* RECORDS FOR PROCESSING
-.-.-

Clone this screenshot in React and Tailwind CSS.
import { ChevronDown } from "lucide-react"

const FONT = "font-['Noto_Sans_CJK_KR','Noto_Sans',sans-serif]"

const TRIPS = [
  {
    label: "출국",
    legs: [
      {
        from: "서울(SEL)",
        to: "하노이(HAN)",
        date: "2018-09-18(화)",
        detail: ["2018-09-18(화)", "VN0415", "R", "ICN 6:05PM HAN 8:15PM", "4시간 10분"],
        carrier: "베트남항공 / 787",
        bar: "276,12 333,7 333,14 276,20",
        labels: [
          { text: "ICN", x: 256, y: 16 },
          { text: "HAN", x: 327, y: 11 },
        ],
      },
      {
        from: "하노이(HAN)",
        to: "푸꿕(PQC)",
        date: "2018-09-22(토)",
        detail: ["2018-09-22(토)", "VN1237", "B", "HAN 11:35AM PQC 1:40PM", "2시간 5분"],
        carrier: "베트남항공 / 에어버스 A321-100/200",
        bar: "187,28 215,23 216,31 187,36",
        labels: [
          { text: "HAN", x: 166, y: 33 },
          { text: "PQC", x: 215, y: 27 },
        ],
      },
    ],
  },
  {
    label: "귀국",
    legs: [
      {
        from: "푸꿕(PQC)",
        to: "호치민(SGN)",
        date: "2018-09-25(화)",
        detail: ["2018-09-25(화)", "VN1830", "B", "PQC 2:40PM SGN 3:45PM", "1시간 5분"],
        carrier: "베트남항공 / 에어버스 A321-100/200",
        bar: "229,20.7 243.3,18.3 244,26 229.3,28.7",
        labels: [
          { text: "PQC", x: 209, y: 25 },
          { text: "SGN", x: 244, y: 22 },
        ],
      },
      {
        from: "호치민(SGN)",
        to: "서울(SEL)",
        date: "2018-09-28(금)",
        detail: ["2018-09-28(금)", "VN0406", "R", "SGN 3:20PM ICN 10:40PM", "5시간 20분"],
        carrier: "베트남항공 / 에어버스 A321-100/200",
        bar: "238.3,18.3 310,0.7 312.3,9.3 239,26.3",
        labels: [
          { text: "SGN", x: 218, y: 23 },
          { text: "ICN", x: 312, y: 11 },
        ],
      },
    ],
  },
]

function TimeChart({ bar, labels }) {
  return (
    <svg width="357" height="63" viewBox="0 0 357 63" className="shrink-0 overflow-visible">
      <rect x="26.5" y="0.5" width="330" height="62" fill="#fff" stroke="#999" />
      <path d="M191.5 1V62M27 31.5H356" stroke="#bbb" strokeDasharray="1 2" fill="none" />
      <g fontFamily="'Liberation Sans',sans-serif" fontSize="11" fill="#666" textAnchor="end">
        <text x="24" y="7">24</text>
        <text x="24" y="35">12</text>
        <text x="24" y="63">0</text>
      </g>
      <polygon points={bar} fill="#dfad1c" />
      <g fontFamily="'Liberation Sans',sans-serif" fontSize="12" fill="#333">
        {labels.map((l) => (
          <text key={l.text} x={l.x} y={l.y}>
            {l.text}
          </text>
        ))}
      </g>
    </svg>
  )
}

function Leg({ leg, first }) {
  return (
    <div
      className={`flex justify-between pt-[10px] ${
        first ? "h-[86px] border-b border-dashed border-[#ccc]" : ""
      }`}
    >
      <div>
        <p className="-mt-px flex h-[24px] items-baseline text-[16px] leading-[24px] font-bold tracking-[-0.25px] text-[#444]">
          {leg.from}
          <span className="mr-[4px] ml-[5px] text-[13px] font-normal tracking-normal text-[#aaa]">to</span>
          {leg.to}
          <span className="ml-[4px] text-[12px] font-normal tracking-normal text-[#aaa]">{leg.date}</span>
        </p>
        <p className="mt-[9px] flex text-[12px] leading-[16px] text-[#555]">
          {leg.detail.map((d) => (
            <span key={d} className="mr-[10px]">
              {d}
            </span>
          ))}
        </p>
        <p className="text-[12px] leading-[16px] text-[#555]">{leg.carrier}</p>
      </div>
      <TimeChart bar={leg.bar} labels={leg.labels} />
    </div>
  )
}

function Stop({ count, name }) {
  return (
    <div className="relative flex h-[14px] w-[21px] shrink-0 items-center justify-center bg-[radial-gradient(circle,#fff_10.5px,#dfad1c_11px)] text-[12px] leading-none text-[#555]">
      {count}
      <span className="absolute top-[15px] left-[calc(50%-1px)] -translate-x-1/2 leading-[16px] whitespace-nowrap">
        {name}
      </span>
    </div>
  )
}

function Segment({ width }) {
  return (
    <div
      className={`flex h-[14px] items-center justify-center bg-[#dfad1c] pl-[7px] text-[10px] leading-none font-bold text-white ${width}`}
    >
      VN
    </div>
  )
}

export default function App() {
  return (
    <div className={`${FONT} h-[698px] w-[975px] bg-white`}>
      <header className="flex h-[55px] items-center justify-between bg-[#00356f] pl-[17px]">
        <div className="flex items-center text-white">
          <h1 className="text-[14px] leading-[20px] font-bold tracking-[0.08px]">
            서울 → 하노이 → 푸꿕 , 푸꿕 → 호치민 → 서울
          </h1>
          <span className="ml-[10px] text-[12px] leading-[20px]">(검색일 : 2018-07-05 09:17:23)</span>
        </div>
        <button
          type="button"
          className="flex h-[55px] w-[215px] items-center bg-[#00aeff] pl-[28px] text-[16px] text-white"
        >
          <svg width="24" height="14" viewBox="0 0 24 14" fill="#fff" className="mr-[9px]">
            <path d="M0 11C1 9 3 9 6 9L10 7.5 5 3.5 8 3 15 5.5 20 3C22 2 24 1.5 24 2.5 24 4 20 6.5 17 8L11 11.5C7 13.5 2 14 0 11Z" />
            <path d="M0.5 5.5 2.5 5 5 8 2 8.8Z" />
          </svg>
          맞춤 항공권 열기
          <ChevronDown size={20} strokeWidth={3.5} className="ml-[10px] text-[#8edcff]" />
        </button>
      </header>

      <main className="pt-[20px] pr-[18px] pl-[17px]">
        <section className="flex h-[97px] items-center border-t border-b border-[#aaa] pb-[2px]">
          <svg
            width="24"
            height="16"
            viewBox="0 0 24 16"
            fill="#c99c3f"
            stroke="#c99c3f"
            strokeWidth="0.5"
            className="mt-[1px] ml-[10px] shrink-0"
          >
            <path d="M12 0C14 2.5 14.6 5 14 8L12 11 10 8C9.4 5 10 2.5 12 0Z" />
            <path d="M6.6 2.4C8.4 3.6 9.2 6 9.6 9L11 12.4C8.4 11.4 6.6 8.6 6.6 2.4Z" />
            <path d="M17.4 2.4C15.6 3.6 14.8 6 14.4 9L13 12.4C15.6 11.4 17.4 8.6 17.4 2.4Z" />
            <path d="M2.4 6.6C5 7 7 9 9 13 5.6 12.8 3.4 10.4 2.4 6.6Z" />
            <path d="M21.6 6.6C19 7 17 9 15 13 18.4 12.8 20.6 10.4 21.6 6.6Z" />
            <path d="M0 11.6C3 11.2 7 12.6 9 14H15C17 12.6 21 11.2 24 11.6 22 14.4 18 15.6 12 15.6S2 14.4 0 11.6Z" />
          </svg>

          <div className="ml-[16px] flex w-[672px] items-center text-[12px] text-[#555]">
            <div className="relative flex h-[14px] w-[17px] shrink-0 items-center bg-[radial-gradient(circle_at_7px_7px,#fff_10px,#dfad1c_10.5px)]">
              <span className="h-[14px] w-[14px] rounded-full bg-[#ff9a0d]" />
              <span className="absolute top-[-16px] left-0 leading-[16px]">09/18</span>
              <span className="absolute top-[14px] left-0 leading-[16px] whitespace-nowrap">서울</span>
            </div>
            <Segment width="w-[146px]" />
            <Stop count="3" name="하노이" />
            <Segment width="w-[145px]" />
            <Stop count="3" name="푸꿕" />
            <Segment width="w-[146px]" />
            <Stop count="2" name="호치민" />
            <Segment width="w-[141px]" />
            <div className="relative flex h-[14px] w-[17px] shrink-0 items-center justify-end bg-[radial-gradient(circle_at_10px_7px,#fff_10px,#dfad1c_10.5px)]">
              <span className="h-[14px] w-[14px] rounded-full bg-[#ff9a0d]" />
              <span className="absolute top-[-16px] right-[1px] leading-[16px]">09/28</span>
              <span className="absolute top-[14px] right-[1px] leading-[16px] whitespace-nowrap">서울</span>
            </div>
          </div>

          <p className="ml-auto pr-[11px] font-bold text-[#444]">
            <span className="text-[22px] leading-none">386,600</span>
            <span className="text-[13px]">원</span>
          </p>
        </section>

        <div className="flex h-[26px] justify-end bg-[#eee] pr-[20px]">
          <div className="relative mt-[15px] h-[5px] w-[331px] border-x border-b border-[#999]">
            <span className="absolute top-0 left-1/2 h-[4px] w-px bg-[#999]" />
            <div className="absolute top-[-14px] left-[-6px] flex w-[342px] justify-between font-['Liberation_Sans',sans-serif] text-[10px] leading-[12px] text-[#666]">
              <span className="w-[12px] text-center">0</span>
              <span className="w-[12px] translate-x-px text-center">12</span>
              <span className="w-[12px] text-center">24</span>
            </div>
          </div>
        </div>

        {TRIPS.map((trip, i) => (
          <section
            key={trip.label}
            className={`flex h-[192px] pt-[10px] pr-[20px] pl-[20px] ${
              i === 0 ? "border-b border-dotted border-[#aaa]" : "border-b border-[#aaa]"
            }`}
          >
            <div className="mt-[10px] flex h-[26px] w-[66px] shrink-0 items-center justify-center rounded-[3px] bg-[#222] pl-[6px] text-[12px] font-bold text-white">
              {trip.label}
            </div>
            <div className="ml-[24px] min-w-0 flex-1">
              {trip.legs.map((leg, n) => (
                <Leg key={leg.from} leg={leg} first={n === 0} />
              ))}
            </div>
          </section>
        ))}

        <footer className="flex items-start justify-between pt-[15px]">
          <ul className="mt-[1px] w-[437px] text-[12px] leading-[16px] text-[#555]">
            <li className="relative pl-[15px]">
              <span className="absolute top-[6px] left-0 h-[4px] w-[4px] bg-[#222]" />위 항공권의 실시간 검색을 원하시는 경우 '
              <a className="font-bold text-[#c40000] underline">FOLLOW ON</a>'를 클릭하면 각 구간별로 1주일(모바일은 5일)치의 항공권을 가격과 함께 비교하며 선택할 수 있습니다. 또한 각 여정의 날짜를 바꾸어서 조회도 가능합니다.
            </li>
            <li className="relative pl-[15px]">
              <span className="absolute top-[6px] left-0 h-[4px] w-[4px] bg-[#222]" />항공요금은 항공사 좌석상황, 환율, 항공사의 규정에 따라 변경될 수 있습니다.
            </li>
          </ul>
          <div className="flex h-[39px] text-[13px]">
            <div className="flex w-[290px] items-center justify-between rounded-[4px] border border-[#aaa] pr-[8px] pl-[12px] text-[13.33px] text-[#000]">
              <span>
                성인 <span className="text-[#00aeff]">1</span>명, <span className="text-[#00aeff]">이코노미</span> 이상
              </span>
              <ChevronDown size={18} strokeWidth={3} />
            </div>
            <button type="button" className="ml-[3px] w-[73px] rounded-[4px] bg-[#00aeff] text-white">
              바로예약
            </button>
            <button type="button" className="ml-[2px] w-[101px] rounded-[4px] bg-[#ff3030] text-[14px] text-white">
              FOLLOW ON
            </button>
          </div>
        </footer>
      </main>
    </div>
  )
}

-.-.-

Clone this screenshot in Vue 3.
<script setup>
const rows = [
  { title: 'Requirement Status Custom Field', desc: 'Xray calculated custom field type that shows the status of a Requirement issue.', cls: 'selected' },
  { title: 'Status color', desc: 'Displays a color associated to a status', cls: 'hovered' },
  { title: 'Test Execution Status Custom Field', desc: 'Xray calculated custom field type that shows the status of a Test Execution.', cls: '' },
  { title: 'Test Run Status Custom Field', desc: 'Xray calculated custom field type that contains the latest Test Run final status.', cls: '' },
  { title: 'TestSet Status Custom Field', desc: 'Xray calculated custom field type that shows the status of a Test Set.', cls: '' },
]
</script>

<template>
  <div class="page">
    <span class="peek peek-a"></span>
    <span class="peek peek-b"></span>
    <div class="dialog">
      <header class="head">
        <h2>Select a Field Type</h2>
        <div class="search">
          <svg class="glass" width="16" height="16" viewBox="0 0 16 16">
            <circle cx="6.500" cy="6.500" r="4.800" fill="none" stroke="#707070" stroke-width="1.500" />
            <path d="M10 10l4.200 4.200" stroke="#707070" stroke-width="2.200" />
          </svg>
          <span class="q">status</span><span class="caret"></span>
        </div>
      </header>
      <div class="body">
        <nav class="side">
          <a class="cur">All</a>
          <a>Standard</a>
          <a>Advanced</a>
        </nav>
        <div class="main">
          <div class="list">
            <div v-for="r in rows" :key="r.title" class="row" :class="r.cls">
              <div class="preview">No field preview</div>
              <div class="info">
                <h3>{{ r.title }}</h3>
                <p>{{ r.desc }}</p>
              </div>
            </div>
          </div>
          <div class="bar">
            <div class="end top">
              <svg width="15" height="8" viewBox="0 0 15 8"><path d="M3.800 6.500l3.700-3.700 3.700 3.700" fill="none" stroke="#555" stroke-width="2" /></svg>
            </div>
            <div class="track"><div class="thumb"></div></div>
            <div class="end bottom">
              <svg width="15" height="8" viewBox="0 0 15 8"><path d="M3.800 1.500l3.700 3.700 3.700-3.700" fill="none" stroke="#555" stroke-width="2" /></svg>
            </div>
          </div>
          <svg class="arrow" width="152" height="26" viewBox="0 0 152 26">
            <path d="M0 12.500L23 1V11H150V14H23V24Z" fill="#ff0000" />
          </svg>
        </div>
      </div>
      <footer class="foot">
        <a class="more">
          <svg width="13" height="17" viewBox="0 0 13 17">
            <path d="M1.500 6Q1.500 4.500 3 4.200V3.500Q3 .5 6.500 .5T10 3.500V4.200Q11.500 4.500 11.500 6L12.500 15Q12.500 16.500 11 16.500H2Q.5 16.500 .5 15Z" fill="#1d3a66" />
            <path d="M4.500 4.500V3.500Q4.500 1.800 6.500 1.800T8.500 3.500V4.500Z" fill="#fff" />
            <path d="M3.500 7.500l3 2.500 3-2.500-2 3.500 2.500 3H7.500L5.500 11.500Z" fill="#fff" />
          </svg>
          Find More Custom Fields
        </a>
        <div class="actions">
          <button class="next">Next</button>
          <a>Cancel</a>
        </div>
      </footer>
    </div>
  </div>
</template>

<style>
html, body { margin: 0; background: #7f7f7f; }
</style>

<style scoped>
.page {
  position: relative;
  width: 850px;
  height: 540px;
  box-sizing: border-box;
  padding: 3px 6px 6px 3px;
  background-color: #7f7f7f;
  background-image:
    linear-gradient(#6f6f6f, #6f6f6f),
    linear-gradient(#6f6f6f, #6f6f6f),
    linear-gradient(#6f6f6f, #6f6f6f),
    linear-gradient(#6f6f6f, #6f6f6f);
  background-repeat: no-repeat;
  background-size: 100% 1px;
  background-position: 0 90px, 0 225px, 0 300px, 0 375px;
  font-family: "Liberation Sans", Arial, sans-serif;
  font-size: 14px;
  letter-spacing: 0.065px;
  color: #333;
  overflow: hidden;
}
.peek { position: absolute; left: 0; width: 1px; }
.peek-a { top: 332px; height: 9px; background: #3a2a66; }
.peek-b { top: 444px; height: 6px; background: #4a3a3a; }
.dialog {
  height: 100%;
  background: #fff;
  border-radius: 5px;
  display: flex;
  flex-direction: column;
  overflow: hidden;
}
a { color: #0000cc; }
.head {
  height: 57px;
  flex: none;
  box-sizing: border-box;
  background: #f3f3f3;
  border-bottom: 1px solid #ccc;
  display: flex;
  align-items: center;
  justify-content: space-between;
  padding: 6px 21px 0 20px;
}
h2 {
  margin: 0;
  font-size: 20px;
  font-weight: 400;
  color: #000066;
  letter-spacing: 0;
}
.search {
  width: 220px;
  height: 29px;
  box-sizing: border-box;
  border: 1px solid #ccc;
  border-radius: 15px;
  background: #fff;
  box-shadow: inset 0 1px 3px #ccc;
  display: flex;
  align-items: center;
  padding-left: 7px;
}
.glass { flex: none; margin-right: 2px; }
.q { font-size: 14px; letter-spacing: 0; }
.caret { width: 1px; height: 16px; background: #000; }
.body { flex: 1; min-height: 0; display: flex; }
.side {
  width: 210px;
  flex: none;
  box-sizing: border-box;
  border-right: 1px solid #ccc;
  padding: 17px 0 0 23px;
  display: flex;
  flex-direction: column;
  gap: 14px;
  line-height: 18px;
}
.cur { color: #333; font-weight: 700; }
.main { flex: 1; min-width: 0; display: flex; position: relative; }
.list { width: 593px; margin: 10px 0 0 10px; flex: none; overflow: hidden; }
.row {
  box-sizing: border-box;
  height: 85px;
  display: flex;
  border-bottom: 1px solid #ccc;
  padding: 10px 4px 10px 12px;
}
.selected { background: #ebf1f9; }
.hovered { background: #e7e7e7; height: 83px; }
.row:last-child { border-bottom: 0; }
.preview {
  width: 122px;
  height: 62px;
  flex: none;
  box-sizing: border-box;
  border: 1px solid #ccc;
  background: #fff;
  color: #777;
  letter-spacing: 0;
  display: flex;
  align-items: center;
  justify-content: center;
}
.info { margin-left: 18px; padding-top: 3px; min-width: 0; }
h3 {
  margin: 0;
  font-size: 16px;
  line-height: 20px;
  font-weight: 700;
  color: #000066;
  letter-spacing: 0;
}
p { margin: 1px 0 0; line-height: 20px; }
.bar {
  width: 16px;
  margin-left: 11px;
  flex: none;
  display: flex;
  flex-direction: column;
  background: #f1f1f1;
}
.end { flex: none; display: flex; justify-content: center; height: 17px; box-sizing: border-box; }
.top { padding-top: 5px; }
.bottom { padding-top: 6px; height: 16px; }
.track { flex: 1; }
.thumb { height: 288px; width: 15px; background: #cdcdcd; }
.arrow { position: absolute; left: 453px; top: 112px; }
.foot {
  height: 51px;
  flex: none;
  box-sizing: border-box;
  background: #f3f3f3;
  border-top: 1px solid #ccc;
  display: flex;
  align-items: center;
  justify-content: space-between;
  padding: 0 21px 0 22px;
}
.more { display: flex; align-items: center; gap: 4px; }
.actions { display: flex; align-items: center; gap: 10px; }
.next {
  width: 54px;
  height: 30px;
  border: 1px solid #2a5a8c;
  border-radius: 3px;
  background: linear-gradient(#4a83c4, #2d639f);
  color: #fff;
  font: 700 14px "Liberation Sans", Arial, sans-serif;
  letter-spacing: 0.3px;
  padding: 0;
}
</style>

-.-.-

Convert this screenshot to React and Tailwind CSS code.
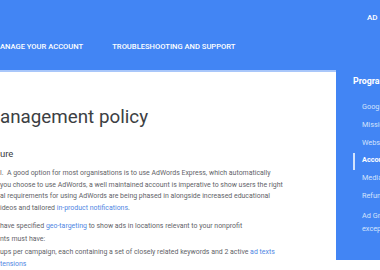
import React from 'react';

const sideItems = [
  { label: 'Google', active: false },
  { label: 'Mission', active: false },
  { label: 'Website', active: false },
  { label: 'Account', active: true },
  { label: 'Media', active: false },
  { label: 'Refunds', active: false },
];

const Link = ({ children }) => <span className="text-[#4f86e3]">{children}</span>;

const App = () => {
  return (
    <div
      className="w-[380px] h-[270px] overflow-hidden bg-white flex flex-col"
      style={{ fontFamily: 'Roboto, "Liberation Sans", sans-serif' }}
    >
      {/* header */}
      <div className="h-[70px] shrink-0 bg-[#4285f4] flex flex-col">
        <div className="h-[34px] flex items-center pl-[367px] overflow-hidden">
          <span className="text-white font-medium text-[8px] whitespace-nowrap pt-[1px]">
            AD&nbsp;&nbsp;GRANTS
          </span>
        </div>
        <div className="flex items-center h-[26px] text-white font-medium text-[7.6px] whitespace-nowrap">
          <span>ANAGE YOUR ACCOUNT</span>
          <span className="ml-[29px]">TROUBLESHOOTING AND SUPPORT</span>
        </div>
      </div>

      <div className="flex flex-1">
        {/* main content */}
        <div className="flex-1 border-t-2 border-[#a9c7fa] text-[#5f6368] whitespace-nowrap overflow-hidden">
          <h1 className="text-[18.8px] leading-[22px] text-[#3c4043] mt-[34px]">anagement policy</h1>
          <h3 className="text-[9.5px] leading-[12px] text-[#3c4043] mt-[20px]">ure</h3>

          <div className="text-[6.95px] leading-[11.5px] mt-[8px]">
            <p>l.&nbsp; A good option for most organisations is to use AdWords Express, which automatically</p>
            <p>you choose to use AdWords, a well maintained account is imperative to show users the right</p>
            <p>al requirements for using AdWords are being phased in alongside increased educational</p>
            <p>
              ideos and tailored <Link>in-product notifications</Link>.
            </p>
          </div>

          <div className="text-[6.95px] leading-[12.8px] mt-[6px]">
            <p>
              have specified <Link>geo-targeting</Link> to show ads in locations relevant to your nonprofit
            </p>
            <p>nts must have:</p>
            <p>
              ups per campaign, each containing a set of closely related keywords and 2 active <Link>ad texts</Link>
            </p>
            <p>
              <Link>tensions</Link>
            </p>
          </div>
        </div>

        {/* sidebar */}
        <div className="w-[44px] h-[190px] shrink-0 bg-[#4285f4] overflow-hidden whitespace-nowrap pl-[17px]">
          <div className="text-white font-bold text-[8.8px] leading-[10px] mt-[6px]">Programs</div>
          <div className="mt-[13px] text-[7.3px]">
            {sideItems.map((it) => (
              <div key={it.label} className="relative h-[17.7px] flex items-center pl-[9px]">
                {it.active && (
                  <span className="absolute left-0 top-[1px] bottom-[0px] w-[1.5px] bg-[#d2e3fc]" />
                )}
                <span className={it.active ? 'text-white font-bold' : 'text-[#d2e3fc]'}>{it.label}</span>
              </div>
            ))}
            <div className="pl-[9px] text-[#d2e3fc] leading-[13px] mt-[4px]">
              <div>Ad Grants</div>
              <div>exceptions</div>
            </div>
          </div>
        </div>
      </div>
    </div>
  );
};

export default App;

-.-.-

* DIRECTIVE
Copy each line of the records above that carries the word "Clone".

* ANSWER
Clone this screenshot in React and Tailwind CSS.
Clone this screenshot in Vue 3.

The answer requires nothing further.